Julian Casablancas
Phrazes For The Young
Ora manca soltanto Nick Valensi. Poi tutti i cinque membri degli Strokes, ancora lontani, come band, dal voler dare un seguito all’incerto “First Impressions Of Earth” (2006), avranno pubblicato un album solista. Più prolifico e schiacciato sullo stile della band madre Albert Hammond Jr (“Yours To Keep”, 2006; “¿Come Te Llama?”, 2008), neghittosamente folk-rock il bassista Nikolai Fraiture (il disco “The Time Of The Assassins” sotto il nome Nickel Eye non è un granché), deliziosa nel suo mix di indie pop indolente e reminiscenze brasiliane la proposta parallela di Fab Moretti (i Little Joy essendo senz’altro, nel loro genere, tra le chicche dello scorso anno): tutti, tranne forse quest’ultimo, hanno dimostrato di saper deviare dagli Strokes solo per scarti negativi. Julian Casablancas, in tutto ciò, nicchiava. O meglio, lavorava nell’ombra a un disco che, nelle sue otto tracce ultra-ritoccate durante un lungo processo di labor limae, convince poco.

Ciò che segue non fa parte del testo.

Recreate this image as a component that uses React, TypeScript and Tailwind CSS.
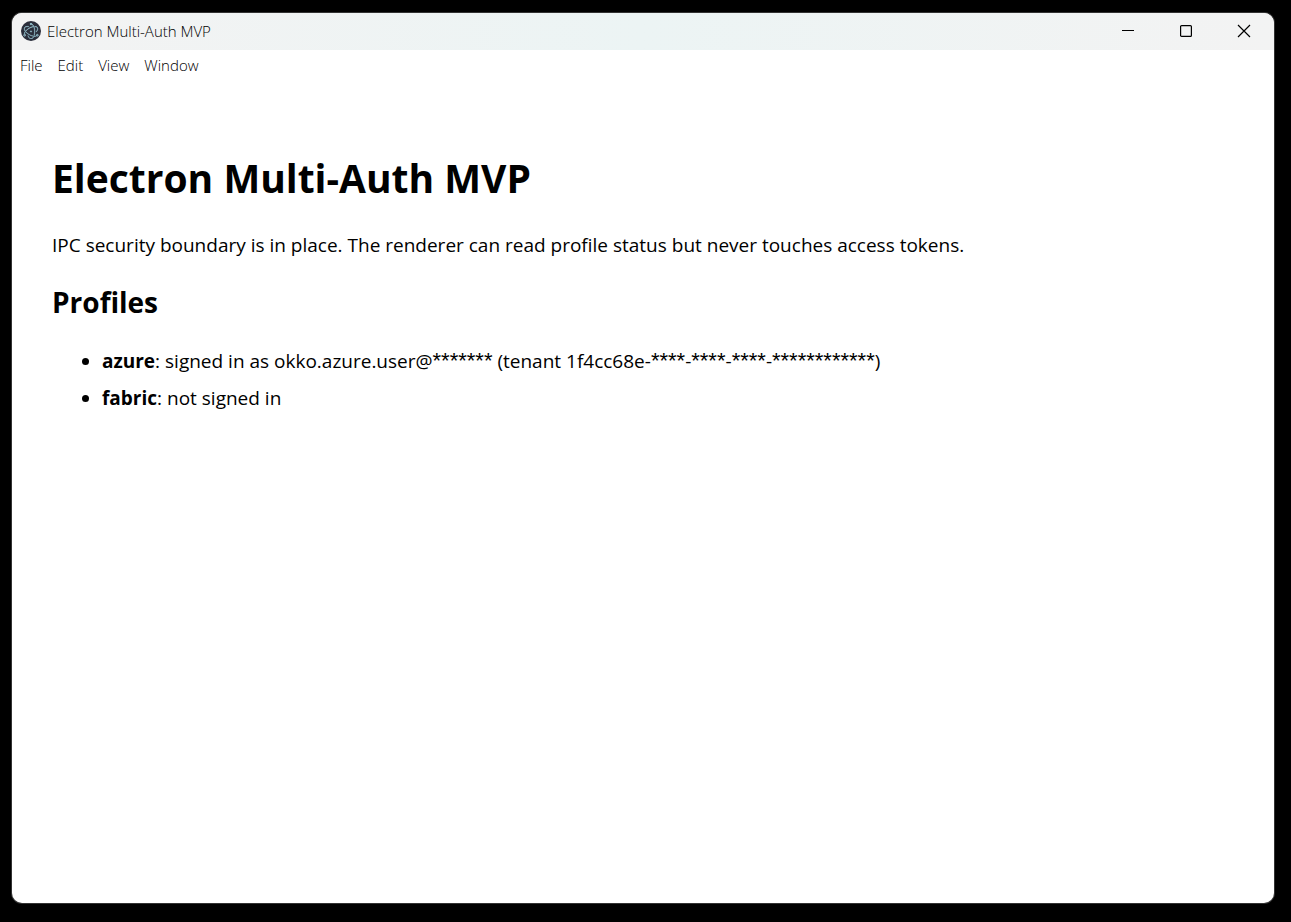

Il tentativo solista, anche nel suo caso, nasconde il desiderio di smarcarsi dalla gabbia stilistica strokesiana e di cercare maggiore libertà in territori diversi, giudicati inesplorabili in compagnia dei quattro band-mates. Casablancas, nel complesso, dimostra di avere idee discretamente coraggiose, tanto che uno dei risultati più felici del disco cade quando viene messa la maggiore distanza dallo Strokes-sound (“Glass”: mid-tempo sintetica che parte dalla Svezia dei The Knife per sfociare in un refrain arioso e in un assolo à la Queen che è quanto di meno strokesiano si possa immaginare). Il disco, tuttavia, pur nella sua brevità, sembra mettere troppa carne al fuoco, tanto da risultare un collage di bozzetti extravaganti, e almeno metà disco dà l’idea della sperimentazione personale che meglio sarebbe stata nei cassetti dell’autore (“Ludlow St.”, country-elettronica con solo di banjo, fuori sesto; “4 Chords Of The Apocalypse”, noia colorata di soul nero; “River Of Brakelights”, scuro electro-rock dove fanno capolino, nel barocchismo e in certi stiramenti vocali, i Muse).

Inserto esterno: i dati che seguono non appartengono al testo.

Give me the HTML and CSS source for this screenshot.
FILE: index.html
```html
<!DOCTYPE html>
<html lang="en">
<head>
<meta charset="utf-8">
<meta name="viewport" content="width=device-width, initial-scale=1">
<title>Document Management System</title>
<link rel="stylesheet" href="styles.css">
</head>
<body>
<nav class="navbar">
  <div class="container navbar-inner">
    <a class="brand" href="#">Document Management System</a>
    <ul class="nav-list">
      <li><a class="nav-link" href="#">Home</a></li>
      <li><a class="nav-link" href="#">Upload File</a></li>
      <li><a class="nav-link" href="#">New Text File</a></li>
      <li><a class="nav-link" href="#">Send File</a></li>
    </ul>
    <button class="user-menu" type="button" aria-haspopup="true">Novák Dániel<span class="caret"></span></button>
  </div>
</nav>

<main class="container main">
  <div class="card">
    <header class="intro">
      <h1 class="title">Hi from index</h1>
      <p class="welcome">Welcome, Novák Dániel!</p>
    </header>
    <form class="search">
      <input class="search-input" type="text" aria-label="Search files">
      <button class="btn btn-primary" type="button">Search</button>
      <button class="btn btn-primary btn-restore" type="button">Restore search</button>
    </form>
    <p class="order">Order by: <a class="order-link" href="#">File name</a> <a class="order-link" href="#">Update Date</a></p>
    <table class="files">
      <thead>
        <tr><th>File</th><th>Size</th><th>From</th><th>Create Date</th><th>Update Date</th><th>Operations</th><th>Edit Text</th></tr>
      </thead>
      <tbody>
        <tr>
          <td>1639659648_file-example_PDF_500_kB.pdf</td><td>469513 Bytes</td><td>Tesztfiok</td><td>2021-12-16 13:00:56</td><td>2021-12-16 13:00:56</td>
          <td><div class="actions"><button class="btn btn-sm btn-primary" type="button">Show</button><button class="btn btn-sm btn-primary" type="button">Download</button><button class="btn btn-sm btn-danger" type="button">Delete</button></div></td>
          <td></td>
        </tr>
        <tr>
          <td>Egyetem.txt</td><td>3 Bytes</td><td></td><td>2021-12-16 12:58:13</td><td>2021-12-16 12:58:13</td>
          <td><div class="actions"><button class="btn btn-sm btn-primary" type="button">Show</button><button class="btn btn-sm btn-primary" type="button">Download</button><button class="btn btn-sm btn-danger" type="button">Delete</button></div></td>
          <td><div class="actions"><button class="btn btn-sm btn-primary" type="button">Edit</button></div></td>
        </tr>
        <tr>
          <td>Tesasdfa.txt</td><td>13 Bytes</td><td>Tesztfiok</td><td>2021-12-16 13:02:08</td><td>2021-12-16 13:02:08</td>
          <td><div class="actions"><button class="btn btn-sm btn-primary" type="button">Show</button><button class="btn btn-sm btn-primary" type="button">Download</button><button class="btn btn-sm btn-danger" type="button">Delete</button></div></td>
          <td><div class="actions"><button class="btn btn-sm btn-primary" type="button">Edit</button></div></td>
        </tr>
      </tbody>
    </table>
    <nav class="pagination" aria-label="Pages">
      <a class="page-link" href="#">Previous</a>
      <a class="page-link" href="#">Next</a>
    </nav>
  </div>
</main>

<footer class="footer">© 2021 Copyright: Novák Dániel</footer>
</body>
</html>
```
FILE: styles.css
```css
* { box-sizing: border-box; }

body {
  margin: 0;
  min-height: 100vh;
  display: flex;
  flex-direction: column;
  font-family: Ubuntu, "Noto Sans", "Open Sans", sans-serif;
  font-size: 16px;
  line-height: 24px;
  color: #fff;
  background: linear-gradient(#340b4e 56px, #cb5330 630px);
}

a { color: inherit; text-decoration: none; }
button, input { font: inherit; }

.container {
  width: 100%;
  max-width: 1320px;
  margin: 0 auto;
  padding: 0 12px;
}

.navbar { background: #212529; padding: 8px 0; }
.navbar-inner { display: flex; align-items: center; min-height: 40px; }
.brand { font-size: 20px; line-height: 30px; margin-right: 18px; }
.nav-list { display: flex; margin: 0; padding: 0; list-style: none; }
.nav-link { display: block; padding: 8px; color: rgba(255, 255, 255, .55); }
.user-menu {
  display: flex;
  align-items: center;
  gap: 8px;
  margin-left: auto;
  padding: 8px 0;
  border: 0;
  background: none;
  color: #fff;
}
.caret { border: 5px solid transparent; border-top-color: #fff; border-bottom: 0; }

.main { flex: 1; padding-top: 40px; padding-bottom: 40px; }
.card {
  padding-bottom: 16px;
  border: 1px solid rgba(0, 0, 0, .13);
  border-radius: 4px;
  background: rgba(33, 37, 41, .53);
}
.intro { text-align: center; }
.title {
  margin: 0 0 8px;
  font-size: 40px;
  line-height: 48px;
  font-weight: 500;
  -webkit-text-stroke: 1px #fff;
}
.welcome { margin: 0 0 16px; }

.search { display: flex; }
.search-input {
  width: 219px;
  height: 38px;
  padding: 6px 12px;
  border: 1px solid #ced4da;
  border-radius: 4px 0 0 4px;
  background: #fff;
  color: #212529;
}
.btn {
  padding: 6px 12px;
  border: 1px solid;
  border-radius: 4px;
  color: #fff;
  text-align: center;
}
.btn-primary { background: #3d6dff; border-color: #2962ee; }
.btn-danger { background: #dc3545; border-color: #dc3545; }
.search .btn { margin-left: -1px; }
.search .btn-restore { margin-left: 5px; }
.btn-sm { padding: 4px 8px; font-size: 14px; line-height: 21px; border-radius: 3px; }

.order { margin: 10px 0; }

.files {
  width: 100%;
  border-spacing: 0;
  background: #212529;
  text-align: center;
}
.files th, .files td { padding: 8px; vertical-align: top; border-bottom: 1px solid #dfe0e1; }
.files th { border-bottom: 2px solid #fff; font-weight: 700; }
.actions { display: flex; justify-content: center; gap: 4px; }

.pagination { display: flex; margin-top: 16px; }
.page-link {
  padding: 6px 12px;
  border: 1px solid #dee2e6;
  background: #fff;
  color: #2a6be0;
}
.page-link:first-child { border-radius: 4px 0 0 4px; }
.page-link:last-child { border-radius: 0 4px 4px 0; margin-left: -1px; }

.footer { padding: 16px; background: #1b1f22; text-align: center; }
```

La produzione, in parte affidata a Jason Lader (Maroon 5), in parte a Mike Mogis (Bright Eyes, Monsters Of Folk), tende a riempire all’eccesso gli spazi, dando l’impressione di indugiare nel riempitivo, anche perché tutti i brani, forse allo scopo di raggiungere un ragionevole minutaggio totale, sono stiracchiati all’eccesso. La sponda dell’elettronica, molto sfruttata, soprattutto con riconoscibili richiami eighties, funziona solo quando viene utilizzata in contropelo, su tonalità leggere da disimpegno spiaggesco (“Left & Right In The Dark” e lo schietto kitsch ‘80 di “11th Dimension”, tutto discolaggine retrò, chitarra e synth che citano i New Order più svagati), senza quei mascheramenti più ‘arty’ che sovraccaricano, ammosciandola, buona parte del lavoro.
Troppo e troppo poco assieme, dunque. C’è spazio per la speranza, però, perché l’unico episodio in cui Casablancas ricalca fedelmente il canovaccio strokesiano (“Out Of The Blue”) riesce bene assai, e l’effetto finalmente pulito della sua voce, se perde in zozza energia punk, ne guadagna però in incisività pop. Se un altro album a nome Strokes verrà, e se riprenderà le fila da qui, potremmo scoprire che la band newyorchese ha qualcosa da dire anche agli anni dieci. Qui intanto si traccheggia. Ad strokesiora.